The Democratic bill ponies up more than a trillion dollars to the states, routing the money through several different formulas. The Republican bill mostly avoids cash aid to the states, though it does give them more flexibility to use preexisting funds and tosses in $100 billion to help schools and colleges. That’s about half of the $2 trillion difference right there.
The other trillion is spread across numerous areas, but the overall pattern is that Democrats are a lot more generous toward various groups they’d like to help. For instance, Democrats would continue giving an extra $600 a week to the unemployed through the end of the year, which means that a lot of workers would get more money if they’re laid off than if they work, while Republicans would cut the weekly bonus to $200 through September and cap payments at 70 percent of previous wages thereafter. This is one of the most high-profile issues here, and it accounts for around $300 billion of the cost difference between the two plans.
Democrats would also boost poverty relief through food stamps ($35 billion) and various forms of housing assistance (about $200 billion). They’d spend $137 billion eliminating the cap on the state-and-local-tax deduction, about $150 billion boosting the child, earned-income, and child-care tax credits, $22 billion forgiving student loans for distressed borrowers, $50 billion on pension relief, and $200 billion providing “hazard pay” to essential workers. And they’d raise about $250 billion hiking certain business taxes.
I’m not much of a prognosticator, but here are a few wild guesses about how things might play out. For one thing, both bills include another round of stimulus payments and small-business help in some form, so that will happen. For another, there’s no way in the world Republicans will extend the $600 weekly unemployment boost through the end of the year, so that will get reduced, if perhaps not as much as the GOP would like. Republicans are also dead-set on including liability protections for businesses that reopen, so that should happen in some form as well. I’ll also go out on a limb and say Congress won’t choose this moment to step on the political third rail of Social Security, however timidly.
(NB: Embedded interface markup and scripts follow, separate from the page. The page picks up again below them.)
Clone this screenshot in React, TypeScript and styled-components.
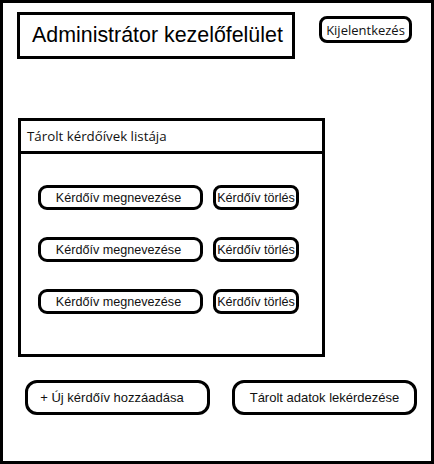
import styled, { createGlobalStyle } from 'styled-components';

const Global = createGlobalStyle`
  html, body { margin: 0; padding: 0; background: #fff; }
  * { box-sizing: border-box; }
`;

const Page = styled.div`
  width: 434px;
  height: 464px;
  border: 3px solid #000;
  background: #fff;
  font-family: 'Liberation Sans', Arial, sans-serif;
  color: #000;
`;

const Header = styled.div`
  display: flex;
  align-items: flex-start;
  padding: 9px 0 0 14px;
`;

const TitleBox = styled.div`
  width: 278px;
  height: 47px;
  border: 3px solid #000;
  display: flex;
  align-items: center;
  padding-left: 12px;
  font-size: 21.4px;
`;

const Pill = styled.div<{ $w: number; $h: number; $r?: number; $size?: number; $sans?: boolean; $shift?: number }>`
  width: ${p => p.$w}px;
  height: ${p => p.$h}px;
  border: 3px solid #000;
  border-radius: ${p => p.$r ?? 9}px;
  display: flex;
  align-items: center;
  justify-content: center;
  padding-right: ${p => p.$shift ?? 0}px;
  font-size: ${p => p.$size ?? 13}px;
  font-family: ${p => (p.$sans ? "'Open Sans', 'Noto Sans', sans-serif" : "'Liberation Sans', Arial, sans-serif")};
  color: #111;
  white-space: nowrap;
`;

const Logout = styled(Pill)`
  margin: 4px 0 0 24px;
`;

const Panel = styled.div`
  width: 307px;
  height: 239px;
  margin: 59px 0 0 15px;
  border: 3px solid #000;
`;

const PanelHead = styled.div`
  height: 33px;
  border-bottom: 3px solid #000;
  display: flex;
  align-items: center;
  padding-left: 6px;
  font-family: 'Open Sans', 'Noto Sans', sans-serif;
  font-size: 13.3px;
  color: #111;
`;

const List = styled.div`
  display: flex;
  flex-direction: column;
  gap: 27px;
  padding: 31px 0 0 17px;
`;

const Row = styled.div`
  display: flex;
  gap: 10px;
`;

const Footer = styled.div`
  display: flex;
  gap: 22px;
  margin: 23px 0 0 22px;
`;

export default function App() {
  const rows = [0, 1, 2];
  return (
    <>
      <Global />
      <Page>
        <Header>
          <TitleBox>Administrátor kezelőfelület</TitleBox>
          <Logout $w={93} $h={27} $r={8} $sans>Kijelentkezés</Logout>
        </Header>
        <Panel>
          <PanelHead>Tárolt kérdőívek listája</PanelHead>
          <List>
            {rows.map(i => (
              <Row key={i}>
                <Pill $w={165} $h={25} $r={9} $size={12.6} $shift={4}>Kérdőív megnevezése</Pill>
                <Pill $w={86} $h={25} $r={8} $size={12.6}>Kérdőív törlés</Pill>
              </Row>
            ))}
          </List>
        </Panel>
        <Footer>
          <Pill $w={185} $h={35} $r={12} $shift={11}>+ Új kérdőív hozzáadása</Pill>
          <Pill $w={185} $h={35} $r={12}>Tárolt adatok lekérdezése</Pill>
        </Footer>
      </Page>
    </>
  );
}
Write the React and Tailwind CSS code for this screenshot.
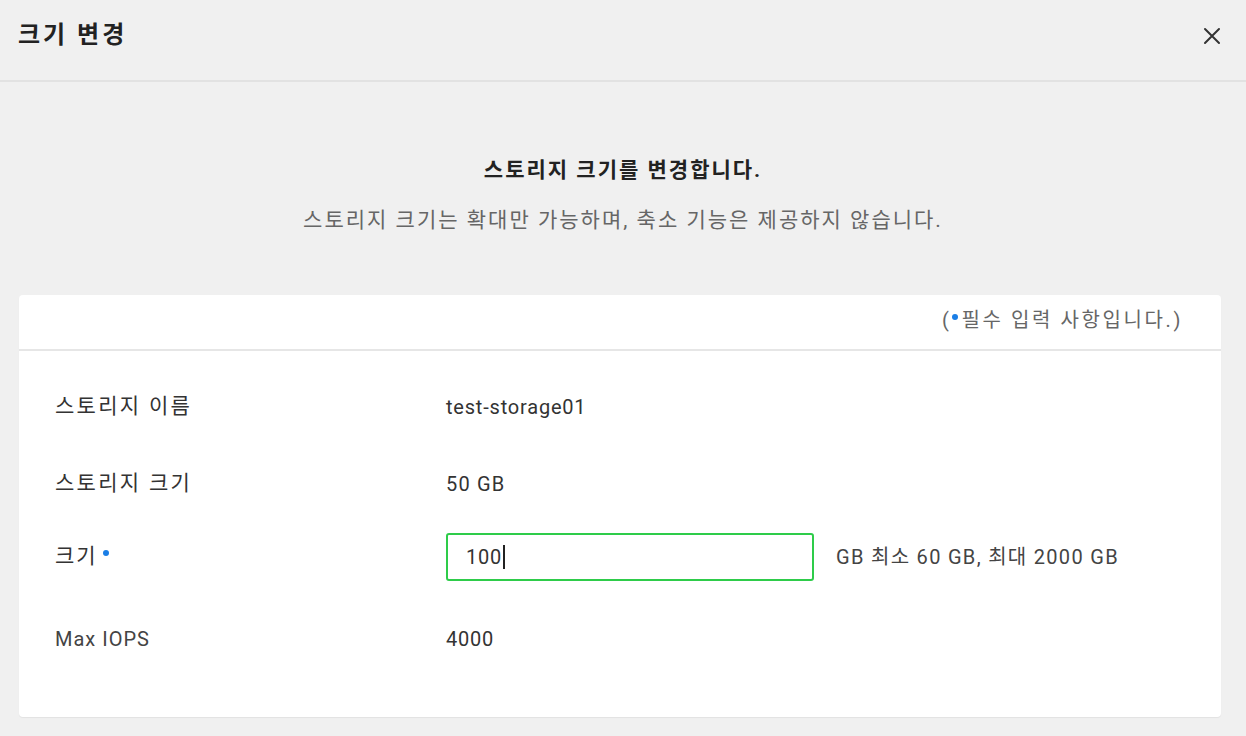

As for Democrats’ priorities, aid to state and local governments will be a major point of contention, and I’d be surprised if some decent chunk of it didn’t make the final agreement. Republicans will probably also be willing to compromise on some of the other lower-dollar provisions the Dems included in their own bill, because it’s really crucial to get something passed quickly.
The big question is where the price tag ends up. A bipartisan group of economists proposed a plan last month that they said would cost $900 billion to $2 trillion, and $2 trillion is also roughly the midpoint between the two parties’ original plans, so that seems like a ceiling. But I’m sure Republicans would much prefer to keep it below, say, $1.5 trillion instead, so we’ll have to see how the votes shake out.
It sure would have been nice if Congress hadn’t waited until the last minute to figure all this out, wouldn’t it have?